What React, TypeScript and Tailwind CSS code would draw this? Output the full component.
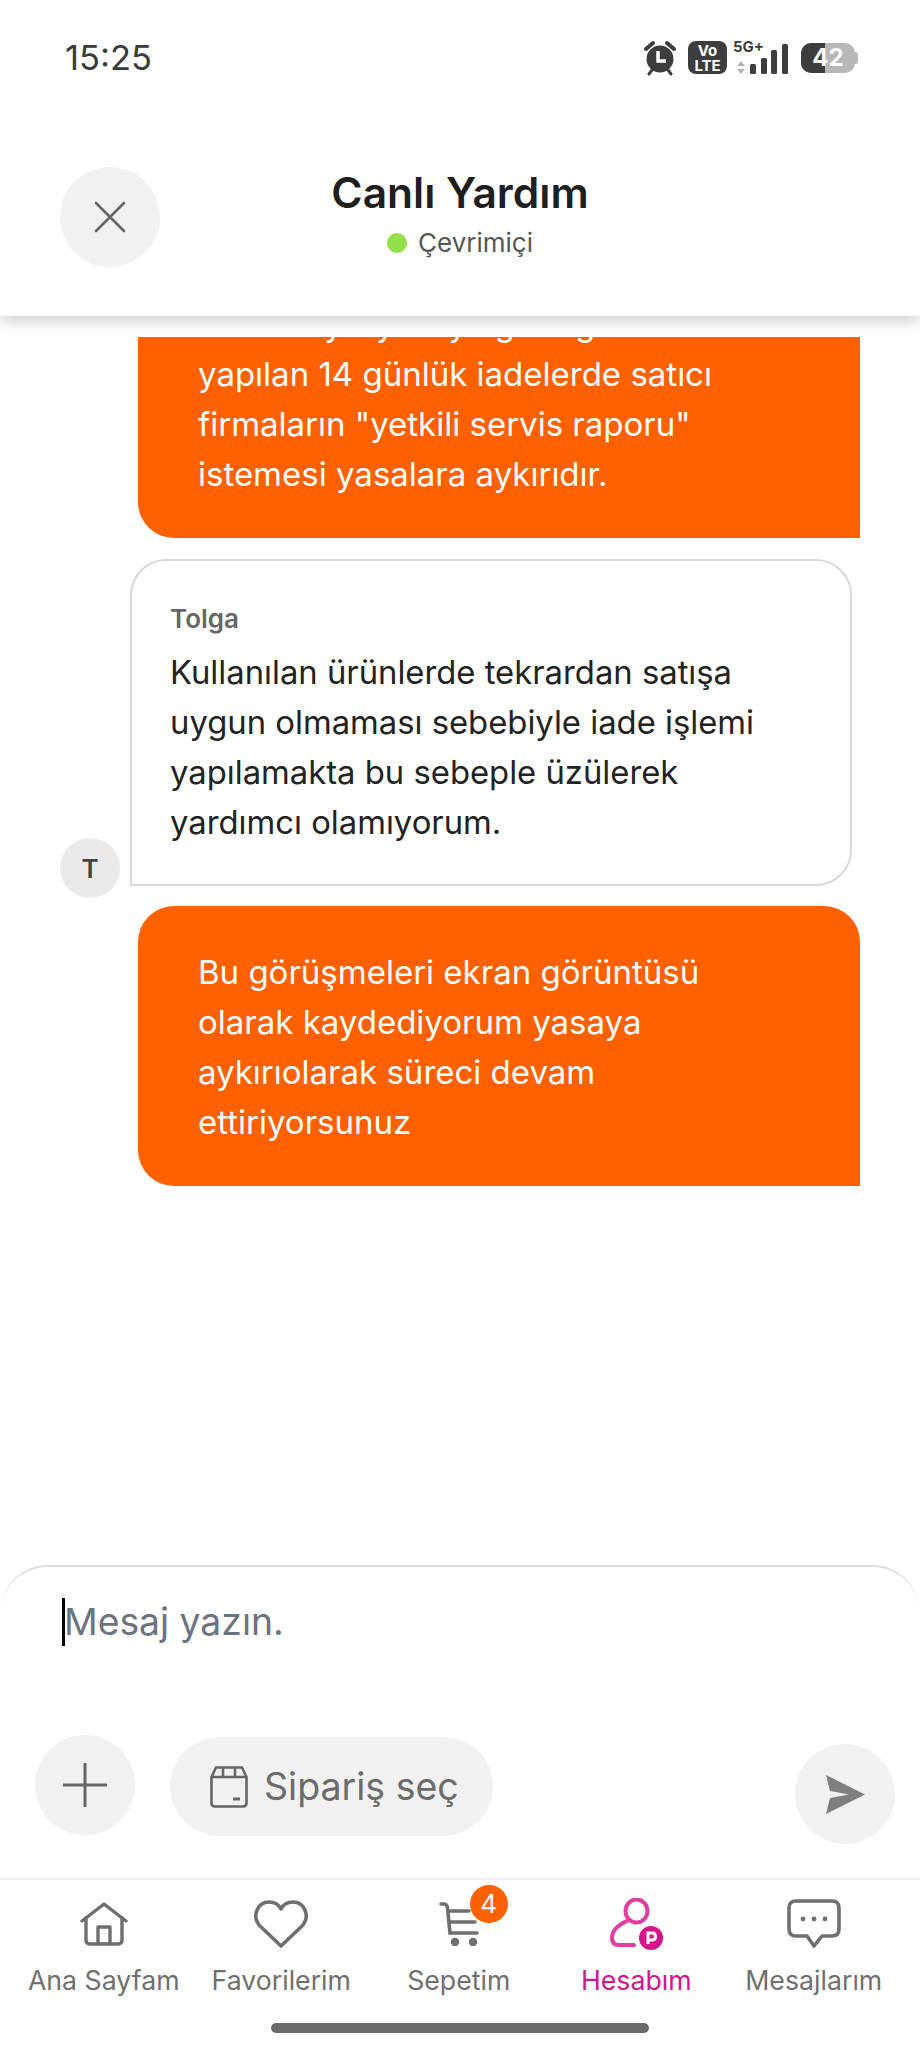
import React from "react";

const font = { fontFamily: "Inter, 'Noto Sans', sans-serif" };

function StatusIcons() {
  return (
    <div className="flex items-center text-[#3d3d3d]">
      <svg width="32" height="36" viewBox="0 0 32 36">
        <circle cx="16" cy="19" r="13.5" fill="#3d3d3d" />
        <path d="M2 9 L9 3 M30 9 L23 3" stroke="#3d3d3d" strokeWidth="4" strokeLinecap="round" />
        <path d="M5 34 L8 30 M27 34 L24 30" stroke="#3d3d3d" strokeWidth="3" strokeLinecap="round" />
        <path d="M14 11 V21 H22" stroke="#fff" strokeWidth="3.4" fill="none" />
      </svg>
      <div className="ml-[12px] flex h-[33px] w-[39px] flex-col items-center justify-center rounded-[8px] bg-[#3d3d3d] text-[15px] font-bold leading-[15px] text-white">
        <span>Vo</span>
        <span>LTE</span>
      </div>
      <div className="relative ml-[6px] h-[36px] w-[55px]">
        <svg width="55" height="36" viewBox="0 0 55 36">
          <path d="M8 21 L12 26 H4 Z M8 34 L12 29 H4 Z" fill="#b5b5b5" />
          <rect x="17" y="24" width="6" height="10" rx="1.5" fill="#3d3d3d" />
          <rect x="28" y="18" width="6" height="16" rx="1.5" fill="#3d3d3d" />
          <rect x="38" y="10" width="6" height="24" rx="1.5" fill="#3d3d3d" />
          <rect x="49" y="4" width="6" height="30" rx="1.5" fill="#3d3d3d" />
        </svg>
        <span className="absolute left-0 top-[-1px] text-[15px] font-bold leading-[16px] text-[#3d3d3d]">5G+</span>
      </div>
      <div className="ml-[13px] flex items-center">
        <div className="relative flex h-[30px] w-[54px] overflow-hidden rounded-[10px] bg-[#b8b8b8]">
          <div className="h-full w-[24px] bg-[#3d3d3d]" />
          <span className="absolute inset-0 flex items-center justify-center text-[24px] font-bold text-white">42</span>
        </div>
        <div className="h-[12px] w-[3px] rounded-r-[3px] bg-[#b8b8b8]" />
      </div>
    </div>
  );
}

function Bubble({ lines, className }: { lines: string[]; className: string }) {
  return (
    <div className={className}>
      {lines.map((l) => (
        <div key={l}>{l}</div>
      ))}
    </div>
  );
}

function NavItem({ label, icon, active }: { label: string; icon: React.ReactNode; active?: boolean }) {
  return (
    <div className="flex flex-col items-center">
      <div className="relative flex h-[54px] items-center justify-center">{icon}</div>
      <span className={`mt-[11px] whitespace-nowrap text-[26.7px] leading-[36px] ${active ? "text-[#d4148c]" : "text-[#6f6f6f]"}`}>{label}</span>
    </div>
  );
}

export default function App() {
  return (
    <div style={font} className="relative flex h-[2048px] w-[920px] flex-col overflow-hidden bg-white">
      <div className="relative z-10 h-[316px] shrink-0 bg-white shadow-[0_6px_14px_rgba(0,0,0,0.18)]">
        <div className="flex items-center justify-between pl-[65px] pr-[62px] pt-[36px]">
          <span className="mt-[1px] text-[34.5px] font-normal leading-[42px] text-[#3a3a3a]">15:25</span>
          <StatusIcons />
        </div>
        <div className="relative mt-[88px] flex flex-col items-center">
          <button className="absolute left-[60px] top-0 flex h-[100px] w-[100px] items-center justify-center rounded-full bg-[#f1f1f1]">
            <svg width="32" height="32" viewBox="0 0 32 32" stroke="#666" strokeWidth="2.6" strokeLinecap="round">
              <path d="M2 2 L30 30 M30 2 L2 30" />
            </svg>
          </button>
          <h1 className="text-[42.5px] font-semibold leading-[52px] text-[#1f1f1f]">Canlı Yardım</h1>
          <div className="mt-[6px] flex items-center gap-[11px] text-[26px] leading-[36px] text-[#555]">
            <span className="h-[20px] w-[20px] rounded-full bg-[#93e04a]" />
            <span>Çevrimiçi</span>
          </div>
        </div>
      </div>

      <div className="flex-1 overflow-hidden pt-[21px]">
        <div className="ml-[138px] h-[201px] w-[722px] overflow-hidden rounded-bl-[36px] bg-[#ff6000]">
          <div className="-mt-[38px] pl-[60px] text-[33px] leading-[50px] text-white">
            <div>6502 sayılı yasaya göre güvence</div>
            <div>yapılan 14 günlük iadelerde satıcı</div>
            <div>firmaların "yetkili servis raporu"</div>
            <div>istemesi yasalara aykırıdır.</div>
          </div>
        </div>

        <div className="mt-[21px] flex items-end">
          <div className="mb-[-12px] ml-[60px] mr-[10px] flex h-[60px] w-[60px] items-center justify-center rounded-full bg-[#e9e9e9] text-[26px] font-semibold text-[#444]">T</div>
          <div className="h-[327px] w-[722px] rounded-[36px] rounded-bl-none border-2 border-[#d8d8d8] px-[38px] pt-[40px]">
            <div className="text-[26px] font-semibold leading-[36px] text-[#666]">Tolga</div>
            <Bubble
              className="mt-[10px] text-[32.8px] leading-[50px] text-[#222]"
              lines={[
                "Kullanılan ürünlerde tekrardan satışa",
                "uygun olmaması sebebiyle iade işlemi",
                "yapılamakta bu sebeple üzülerek",
                "yardımcı olamıyorum.",
              ]}
            />
          </div>
        </div>

        <Bubble
          className="ml-[138px] mt-[20px] h-[280px] w-[722px] rounded-[36px] rounded-br-none bg-[#ff6000] pl-[60px] pt-[41px] text-[33px] leading-[50px] text-white"
          lines={["Bu görüşmeleri ekran görüntüsü", "olarak kaydediyorum yasaya", "aykırıolarak süreci devam", "ettiriyorsunuz"]}
        />
      </div>

      <div className="h-[313px] shrink-0 rounded-t-[48px] border-t-2 border-[#dcdcdc]">
        <div className="flex items-center pl-[62px] pt-[30px]">
          <span className="h-[48px] w-[3px] bg-black" />
          <span className="-ml-[1px] text-[37.3px] leading-[50px] text-[#6b7280]">Mesaj yazın.</span>
        </div>
        <div className="relative mt-[88px] flex items-start pl-[35px]">
          <div className="flex h-[100px] w-[100px] items-center justify-center rounded-full bg-[#f1f1f1]">
            <svg width="46" height="46" viewBox="0 0 46 46" stroke="#666" strokeWidth="3">
              <path d="M23 1 V45 M1 23 H45" />
            </svg>
          </div>
          <div className="ml-[35px] mt-[2px] flex h-[99px] w-[323px] items-center gap-[16px] rounded-full bg-[#f1f1f1] pl-[40px]">
            <svg width="38" height="42" viewBox="0 0 38 42" fill="none" stroke="#666" strokeWidth="2.6">
              <path d="M1.5 11 V37 Q1.5 40.5 5 40.5 H33 Q36.5 40.5 36.5 37 V11 L32 1.5 H6 Z" strokeLinejoin="round" />
              <path d="M1.5 11 H36.5 M13 1.5 V11 M25 1.5 V11" />
              <path d="M23 33 H30" strokeWidth="3" />
            </svg>
            <span className="text-[37.5px] leading-[50px] text-[#6b6b6b]">Sipariş seç</span>
          </div>
          <div className="absolute right-[25px] top-[9px] flex h-[100px] w-[100px] items-center justify-center rounded-full bg-[#f1f1f1]">
            <svg width="40" height="39" viewBox="0 0 40 39" fill="#7f7f7f">
              <path d="M1 0 L40 19.5 L1 39 L5 23 L24 19.5 L5 16 Z" />
            </svg>
          </div>
        </div>
      </div>

      <div className="h-[170px] shrink-0 border-t-2 border-[#f0f0f0]">
        <div className="grid grid-cols-[repeat(5,177.5px)] pl-[15px] pt-[17px]">
          <NavItem
            label="Ana Sayfam"
            icon={
              <svg width="48" height="44" viewBox="0 0 48 44" fill="none" stroke="#6f6f6f" strokeWidth="3.4" strokeLinejoin="round" strokeLinecap="round">
                <path d="M2 19 L24 2 L46 19" />
                <path d="M6 16 V38 Q6 42 10 42 H38 Q42 42 42 38 V16" />
                <path d="M18 42 V25 H30 V42" />
              </svg>
            }
          />
          <NavItem
            label="Favorilerim"
            icon={
              <svg width="54" height="48" viewBox="0 0 54 48" fill="none" stroke="#6f6f6f" strokeWidth="3.6" strokeLinejoin="round">
                <path d="M27 46 L6 26 C-3 16 4 2 15 2 C21 2 25 5 27 9 C29 5 33 2 39 2 C50 2 57 16 48 26 Z" />
              </svg>
            }
          />
          <NavItem
            label="Sepetim"
            icon={
              <div className="relative">
                <svg width="40" height="44" viewBox="0 0 40 44" fill="none" stroke="#6f6f6f" strokeWidth="3.6" strokeLinecap="round">
                  <path d="M2 2 H5 Q8 2 8.5 6 L11 31 H38" />
                  <path d="M9 9 H30 M10 20 H36" />
                  <circle cx="16" cy="40" r="2.4" fill="#6f6f6f" />
                  <circle cx="34" cy="40" r="2.4" fill="#6f6f6f" />
                </svg>
                <span className="absolute left-[31px] top-[-17px] flex h-[38px] w-[38px] items-center justify-center rounded-full bg-[#ff6000] text-[26px] leading-none text-white">4</span>
              </div>
            }
          />
          <NavItem
            active
            label="Hesabım"
            icon={
              <svg width="53" height="52" viewBox="0 0 53 52" fill="none">
                <ellipse cx="26.5" cy="13" rx="11" ry="11.5" stroke="#df3fa0" strokeWidth="4" />
                <path d="M17 23 C8 27 2 33 2 40 Q2 47 9 47 H24" stroke="#df3fa0" strokeWidth="4" strokeLinecap="round" />
                <circle cx="41" cy="40" r="12" fill="#d4148c" />
                <path d="M38 46 V35 H42 Q45.5 35 45.5 38.5 Q45.5 42 42 42 H38" stroke="#fff" strokeWidth="3" />
              </svg>
            }
          />
          <NavItem
            label="Mesajlarım"
            icon={
              <svg width="54" height="50" viewBox="0 0 54 50" fill="none" stroke="#6f6f6f" strokeWidth="3.6" strokeLinejoin="round">
                <path d="M9 2 H45 Q52 2 52 9 V30 Q52 37 45 37 H35 L27 47 L20 37 H9 Q2 37 2 30 V9 Q2 2 9 2 Z" />
                <circle cx="16" cy="20" r="2.4" fill="#6f6f6f" stroke="none" />
                <circle cx="27" cy="20" r="2.4" fill="#6f6f6f" stroke="none" />
                <circle cx="38" cy="20" r="2.4" fill="#6f6f6f" stroke="none" />
              </svg>
            }
          />
        </div>
        <div className="mx-auto mt-[25px] h-[10px] w-[378px] rounded-full bg-[#6b6b6b]" />
      </div>
    </div>
  );
}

**TASK TO COMPLETE**.
Copy every line in the listing above where the string "React" turns up.

**FINAL ANSWER**.
What React, TypeScript and Tailwind CSS code would draw this? Output the full component.
import React from "react";
function NavItem({ label, icon, active }: { label: string; icon: React.ReactNode; active?: boolean }) {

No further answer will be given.